The starting salary in Houston is $16,000 more per year than what current teachers in North Carolina get paid. Gov. Pat McCrory has promised in his new budget that teachers will soon earn a starting salary of $35,000, or $11,805 less than they would in Houston.

“If I were a brand new teacher, I’d start looking at what the living conditions are like in Houston,” said Sara Buechler, who took early retirement in October from Chapel Hill-Carrboro City Schools. “Where is Wake County going to recruit teachers if Houston is going to come and take some of our best? The school I left had one of our very best teachers leave and return to Indiana because she could make a better wage there.”

The cost of living in Houston is higher than the cost of living in Raleigh, according to CNN Money’s cost of living calculator. To compare, someone making $50,000 in Raleigh would have to make 5 percent more, or $52,632, in Houston, according to the calculator.

A teacher from Raleigh would earn 25 percent more while teaching in Houston, far exceeding the need of a 5 percent salary increase to cover cost of living.

“People have to live, and sometimes respect comes with increased pay,” Buechler said. “If no one wants to pay a good wage for all your hard work, for all your advanced degrees — it’s just not fair.”

Christine Kushner, chair of the Wake County School Board, said the ad proves that North Carolina needs to increase its salaries for teachers.

“Our teacher salaries have fallen behind the national average. Teacher salaries across the country have been going steadily up and ours have stayed flat,” Kushner said. “Our teachers have lost spending power and now they are being heavily recruited from outside the state.”
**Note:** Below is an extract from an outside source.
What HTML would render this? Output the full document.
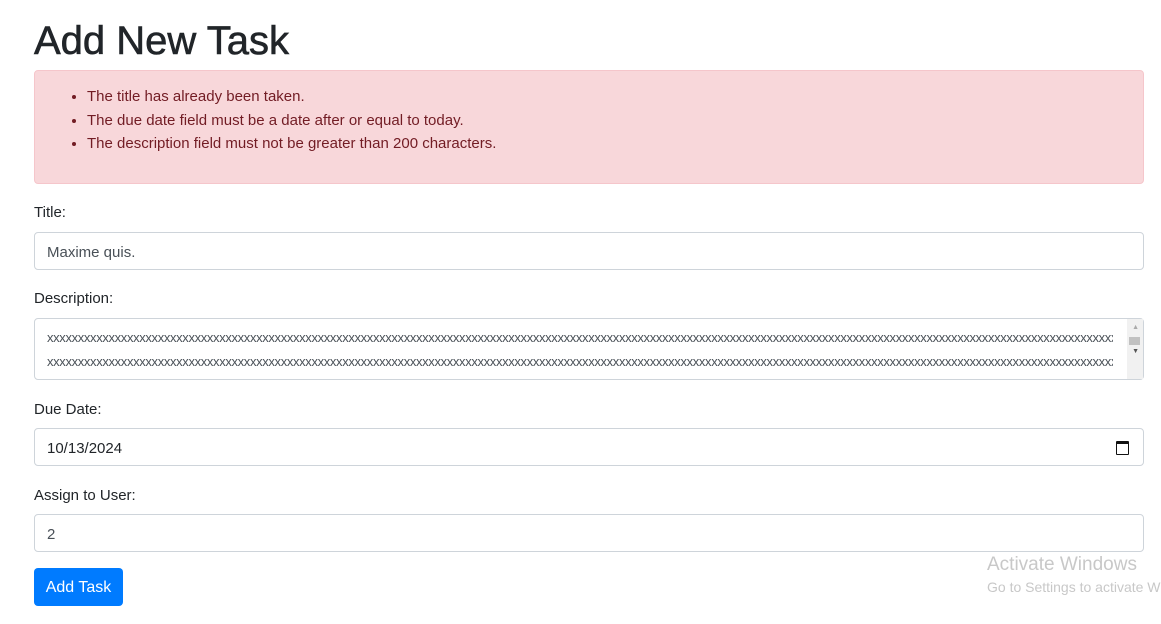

Kushner said county leaders are waiting to see what the state does when it comes to higher teacher pay, but some state leaders say school systems should also look at local funding for teacher salaries.

Wake County Public Schools announced in April that 600 teachers had quit since the start of the school year. That is a 41 percent increase over the same number who had resigned around the same time last year.

“I’m concerned about our teacher workforce and starting the school year with more substitute teachers,” Kushner said.

Buechler explained that she took early retirement because she became disgusted by the low-paying salary, increasing class sizes and she believed the General Assembly didn’t care about teachers.

“It was about the discouraging atmosphere in schools,” Buechler said. “The lack of respect by legislators and lack of respect on working conditions of teachers with respect to how important class size is.

“I think teachers are demoralized by what they see the legislature doing. They worked for 7 years with no step increase.”

The Houston Independent School District is holding a job fair on Saturday at the DoubleTree Raleigh on Hillsborough Street.

Although the starting teacher salary for the Houston jobs may be appealing, Kushner says Wake County has its own appeal.

“It’s hot in Houston all year round. If you want a spring, stay in Wake County,” Kushner said.

The superintendent of Houston Independent Schools, Terry Grier, used to be the superintendent of Guilford County Schools in Greensboro.